- _Directions for this task_
Transcribe all of the material below word for word and leave out its pictures.

- _Given material_
□ □ □ □ □ □ □

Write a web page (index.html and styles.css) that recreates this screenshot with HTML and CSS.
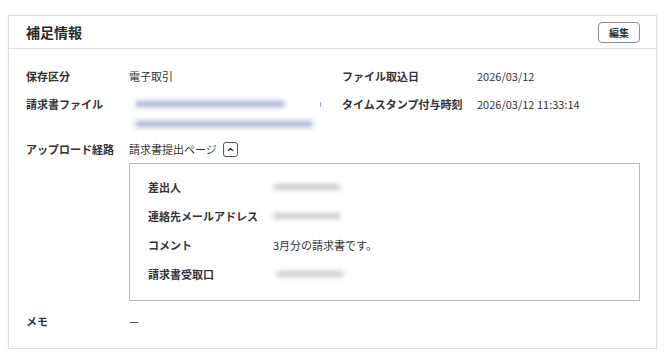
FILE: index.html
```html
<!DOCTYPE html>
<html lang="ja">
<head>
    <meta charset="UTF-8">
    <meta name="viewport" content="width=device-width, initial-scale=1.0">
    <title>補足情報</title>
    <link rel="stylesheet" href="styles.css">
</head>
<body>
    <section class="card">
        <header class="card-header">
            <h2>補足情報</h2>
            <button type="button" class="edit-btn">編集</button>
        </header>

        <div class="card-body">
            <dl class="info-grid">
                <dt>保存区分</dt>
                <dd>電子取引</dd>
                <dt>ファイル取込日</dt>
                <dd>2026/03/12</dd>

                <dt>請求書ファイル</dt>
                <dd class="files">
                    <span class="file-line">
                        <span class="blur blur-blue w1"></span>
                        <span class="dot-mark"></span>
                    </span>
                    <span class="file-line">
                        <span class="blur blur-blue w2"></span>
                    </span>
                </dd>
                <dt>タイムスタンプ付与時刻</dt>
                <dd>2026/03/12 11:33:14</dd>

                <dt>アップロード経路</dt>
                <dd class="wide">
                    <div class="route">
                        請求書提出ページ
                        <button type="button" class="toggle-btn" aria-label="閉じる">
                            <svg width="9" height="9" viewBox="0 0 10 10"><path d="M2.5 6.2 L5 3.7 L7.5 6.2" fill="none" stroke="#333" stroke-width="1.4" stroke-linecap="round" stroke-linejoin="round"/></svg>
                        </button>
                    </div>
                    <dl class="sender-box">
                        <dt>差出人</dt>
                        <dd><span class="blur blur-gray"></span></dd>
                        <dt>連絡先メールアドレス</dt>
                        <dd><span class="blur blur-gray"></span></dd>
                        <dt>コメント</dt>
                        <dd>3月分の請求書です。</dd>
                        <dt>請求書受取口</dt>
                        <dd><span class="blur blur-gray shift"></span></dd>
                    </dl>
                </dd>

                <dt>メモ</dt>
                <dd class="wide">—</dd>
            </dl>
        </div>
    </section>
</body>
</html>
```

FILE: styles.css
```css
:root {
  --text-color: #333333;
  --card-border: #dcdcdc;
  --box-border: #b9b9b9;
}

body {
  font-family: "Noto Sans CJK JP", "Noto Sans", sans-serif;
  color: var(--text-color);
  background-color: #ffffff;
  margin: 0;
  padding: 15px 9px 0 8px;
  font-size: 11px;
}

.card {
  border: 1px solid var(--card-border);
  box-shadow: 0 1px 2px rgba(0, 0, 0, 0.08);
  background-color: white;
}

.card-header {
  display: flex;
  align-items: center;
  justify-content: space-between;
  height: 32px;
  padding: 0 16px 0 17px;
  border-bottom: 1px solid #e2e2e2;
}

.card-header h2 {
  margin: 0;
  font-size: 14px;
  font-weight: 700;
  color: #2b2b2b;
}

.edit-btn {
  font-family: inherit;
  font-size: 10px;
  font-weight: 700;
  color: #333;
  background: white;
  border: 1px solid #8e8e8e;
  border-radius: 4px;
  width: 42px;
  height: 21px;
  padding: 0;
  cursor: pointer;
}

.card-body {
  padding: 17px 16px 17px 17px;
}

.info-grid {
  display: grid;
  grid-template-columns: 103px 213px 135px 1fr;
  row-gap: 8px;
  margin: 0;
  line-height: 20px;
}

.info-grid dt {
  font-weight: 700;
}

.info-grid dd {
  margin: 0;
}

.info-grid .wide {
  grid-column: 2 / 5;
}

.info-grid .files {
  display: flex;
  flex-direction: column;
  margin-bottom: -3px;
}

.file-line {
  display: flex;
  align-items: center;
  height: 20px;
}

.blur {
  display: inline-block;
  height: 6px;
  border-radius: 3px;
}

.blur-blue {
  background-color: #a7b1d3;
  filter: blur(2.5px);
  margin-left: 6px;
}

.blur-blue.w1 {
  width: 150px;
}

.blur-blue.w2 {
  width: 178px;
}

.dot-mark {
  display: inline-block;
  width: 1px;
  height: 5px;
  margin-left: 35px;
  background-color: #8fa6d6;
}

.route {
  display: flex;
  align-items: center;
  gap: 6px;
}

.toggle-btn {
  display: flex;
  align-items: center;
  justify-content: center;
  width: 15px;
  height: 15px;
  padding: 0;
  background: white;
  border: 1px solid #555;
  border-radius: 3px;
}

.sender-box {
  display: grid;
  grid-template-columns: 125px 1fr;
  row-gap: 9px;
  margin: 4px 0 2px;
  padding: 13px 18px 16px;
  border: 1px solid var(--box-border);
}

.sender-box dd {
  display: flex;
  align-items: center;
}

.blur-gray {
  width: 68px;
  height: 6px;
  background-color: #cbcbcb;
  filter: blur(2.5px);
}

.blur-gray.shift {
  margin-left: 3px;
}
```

□ □ □ □ □ □ □

- _Right answer_
Write a web page (index.html and styles.css) that recreates this screenshot with HTML and CSS.
FILE: index.html
```html
<!DOCTYPE html>
<html lang="ja">
<head>
    <meta charset="UTF-8">
    <meta name="viewport" content="width=device-width, initial-scale=1.0">
    <title>補足情報</title>
    <link rel="stylesheet" href="styles.css">
</head>
<body>
    <section class="card">
        <header class="card-header">
            <h2>補足情報</h2>
            <button type="button" class="edit-btn">編集</button>
        </header>

        <div class="card-body">
            <dl class="info-grid">
                <dt>保存区分</dt>
                <dd>電子取引</dd>
                <dt>ファイル取込日</dt>
                <dd>2026/03/12</dd>

                <dt>請求書ファイル</dt>
                <dd class="files">
                    <span class="file-line">
                        <span class="blur blur-blue w1"></span>
                        <span class="dot-mark"></span>
                    </span>
                    <span class="file-line">
                        <span class="blur blur-blue w2"></span>
                    </span>
                </dd>
                <dt>タイムスタンプ付与時刻</dt>
                <dd>2026/03/12 11:33:14</dd>

                <dt>アップロード経路</dt>
                <dd class="wide">
                    <div class="route">
                        請求書提出ページ
                        <button type="button" class="toggle-btn" aria-label="閉じる">
                            <svg width="9" height="9" viewBox="0 0 10 10"><path d="M2.5 6.2 L5 3.7 L7.5 6.2" fill="none" stroke="#333" stroke-width="1.4" stroke-linecap="round" stroke-linejoin="round"/></svg>
                        </button>
                    </div>
                    <dl class="sender-box">
                        <dt>差出人</dt>
                        <dd><span class="blur blur-gray"></span></dd>
                        <dt>連絡先メールアドレス</dt>
                        <dd><span class="blur blur-gray"></span></dd>
                        <dt>コメント</dt>
                        <dd>3月分の請求書です。</dd>
                        <dt>請求書受取口</dt>
                        <dd><span class="blur blur-gray shift"></span></dd>
                    </dl>
                </dd>

                <dt>メモ</dt>
                <dd class="wide">—</dd>
            </dl>
        </div>
    </section>
</body>
</html>
```

FILE: styles.css
```css
:root {
  --text-color: #333333;
  --card-border: #dcdcdc;
  --box-border: #b9b9b9;
}

body {
  font-family: "Noto Sans CJK JP", "Noto Sans", sans-serif;
  color: var(--text-color);
  background-color: #ffffff;
  margin: 0;
  padding: 15px 9px 0 8px;
  font-size: 11px;
}

.card {
  border: 1px solid var(--card-border);
  box-shadow: 0 1px 2px rgba(0, 0, 0, 0.08);
  background-color: white;
}

.card-header {
  display: flex;
  align-items: center;
  justify-content: space-between;
  height: 32px;
  padding: 0 16px 0 17px;
  border-bottom: 1px solid #e2e2e2;
}

.card-header h2 {
  margin: 0;
  font-size: 14px;
  font-weight: 700;
  color: #2b2b2b;
}

.edit-btn {
  font-family: inherit;
  font-size: 10px;
  font-weight: 700;
  color: #333;
  background: white;
  border: 1px solid #8e8e8e;
  border-radius: 4px;
  width: 42px;
  height: 21px;
  padding: 0;
  cursor: pointer;
}

.card-body {
  padding: 17px 16px 17px 17px;
}

.info-grid {
  display: grid;
  grid-template-columns: 103px 213px 135px 1fr;
  row-gap: 8px;
  margin: 0;
  line-height: 20px;
}

.info-grid dt {
  font-weight: 700;
}

.info-grid dd {
  margin: 0;
}

.info-grid .wide {
  grid-column: 2 / 5;
}

.info-grid .files {
  display: flex;
  flex-direction: column;
  margin-bottom: -3px;
}

.file-line {
  display: flex;
  align-items: center;
  height: 20px;
}

.blur {
  display: inline-block;
  height: 6px;
  border-radius: 3px;
}

.blur-blue {
  background-color: #a7b1d3;
  filter: blur(2.5px);
  margin-left: 6px;
}

.blur-blue.w1 {
  width: 150px;
}

.blur-blue.w2 {
  width: 178px;
}

.dot-mark {
  display: inline-block;
  width: 1px;
  height: 5px;
  margin-left: 35px;
  background-color: #8fa6d6;
}

.route {
  display: flex;
  align-items: center;
  gap: 6px;
}

.toggle-btn {
  display: flex;
  align-items: center;
  justify-content: center;
  width: 15px;
  height: 15px;
  padding: 0;
  background: white;
  border: 1px solid #555;
  border-radius: 3px;
}

.sender-box {
  display: grid;
  grid-template-columns: 125px 1fr;
  row-gap: 9px;
  margin: 4px 0 2px;
  padding: 13px 18px 16px;
  border: 1px solid var(--box-border);
}

.sender-box dd {
  display: flex;
  align-items: center;
}

.blur-gray {
  width: 68px;
  height: 6px;
  background-color: #cbcbcb;
  filter: blur(2.5px);
}

.blur-gray.shift {
  margin-left: 3px;
}
```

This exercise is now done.